"I'm really interested in the social and policy sides of environmental studies — more so than the hard sciences. I would love to combine my major in environmental studies and my background with Spanish and international relations to maybe work in Latin America with an environmental NGO."
"I was really interested in going to a small liberal arts school because of the relationships you can have with professors and the opportunities to take classes in all sorts of disciplines. When I got to Bucknell, it was one of those beautiful spring days. The weather was gorgeous and my tour guide was super excited and had so much energy. It felt right when we got here. Coming back for Accepted Students Day was pretty cool. I remember sitting in Sojka Pavilion with tons of other students and thinking I could end up going to school with all these other people. "

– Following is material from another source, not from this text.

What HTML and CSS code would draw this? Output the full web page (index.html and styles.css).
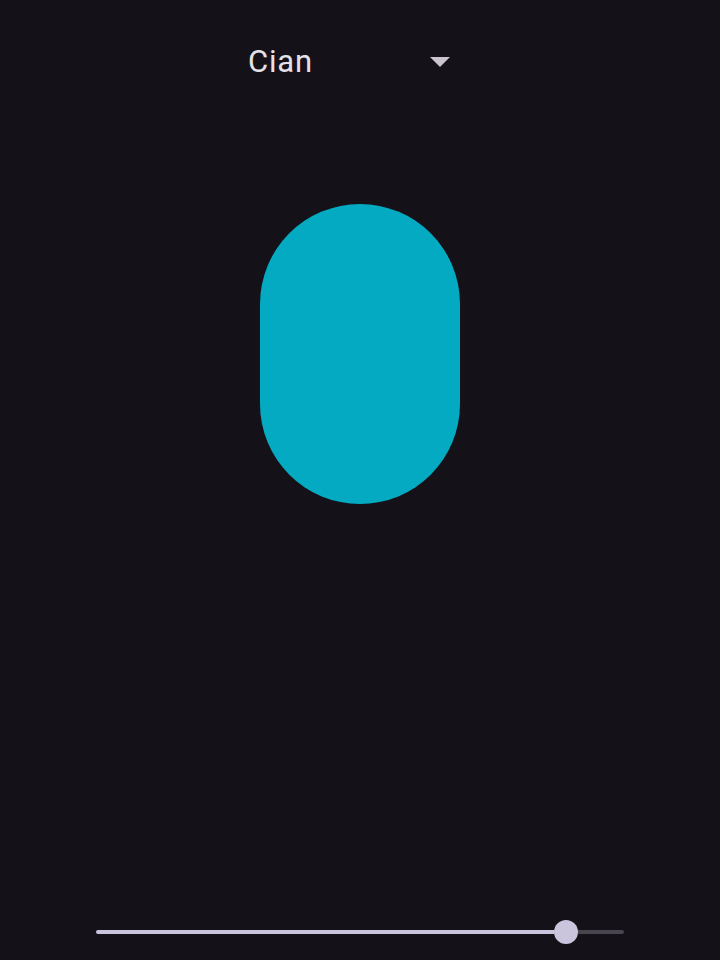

"I initially came to Bucknell not knowing what I wanted to do. I had no idea. I was really interested in math in high school, but I decided it wasn't my thing. It just didn't float my boat. I came in with the Environmental Residential College and that was a major factor in my decision to become an environmental studies major.
"The residential college was just an awesome experience. We were two halls and just so close. We went on field trips — kayaking one weekend; we went to Washington, D.C., to talk to our representatives about environmental policy; we went out to Shamokin and the Pennsylvania coal region — just a lot of cool things. We all became really close, and they are still my closest friends. Not only were we able to do these activities outside the classroom, but we had a class together as a hall. We got to study in the classroom and learn similar things and take that outside the classroom.
"I'm really interested in the social and policy sides of environmental studies — more so than the hard sciences. I would love to combine my major in environmental studies and my background with Spanish and international relations to maybe work in Latin America with an environmental NGO (non-government organization)."
"I'm studying abroad in Nicaragua next semester. My program is through SIT Study Abroad, which offers field-based programs that concentrate in learning about the people and really immersing yourself in the culture. Our base will be in Managua, the capital, but we'll be living with local families in homestays and traveling. I'm hoping that I will have time to meet up with the Bucknell Brigade when they travel to Nicaragua over spring break.
"For the last four weeks of the program, we'll do independent projects. I have some ideas for my project and have been in contact with Professor Paul Susman and other people who have been involved with the Bucknell Brigade to get some ideas. One thing I'm hoping to do is get involved in the project of a film director who's filming a movie called "The Affected." It's about the awful agricultural chemicals that sugarcane and banana workers are being exposed to. Although my program is not environmentally focused, this project could relate it back to environmental studies.
"Last year, I ran Focus the Nation on the Bucknell campus, which is a nationwide teach-in on climate change. We had panels throughout the day with professors from different disciplines who focused their talks on how their area of study related to climate change. It's amazing how everything connects. It was really successful and we had a lot students come out.
"This year, we started a new program at Taylor House — a sustainable cooperative. Right now, there are 13 of us living there with the aim of living more sustainably by making small lifestyle changes. We're focusing on things like shortening shower times and composting. We have a clothesline for drying our clothes. We collect rain water in a barrel and we'll use that to support a garden where we grow some of our own vegetables and wash cars — instead of wasting more water from the faucet.
"We have family dinners each week and although a lot of students came in not knowing each other or how it was going to work out in terms of a community, it's really been great. We definitely all connected. There's a range of majors and class years, but it really worked out well."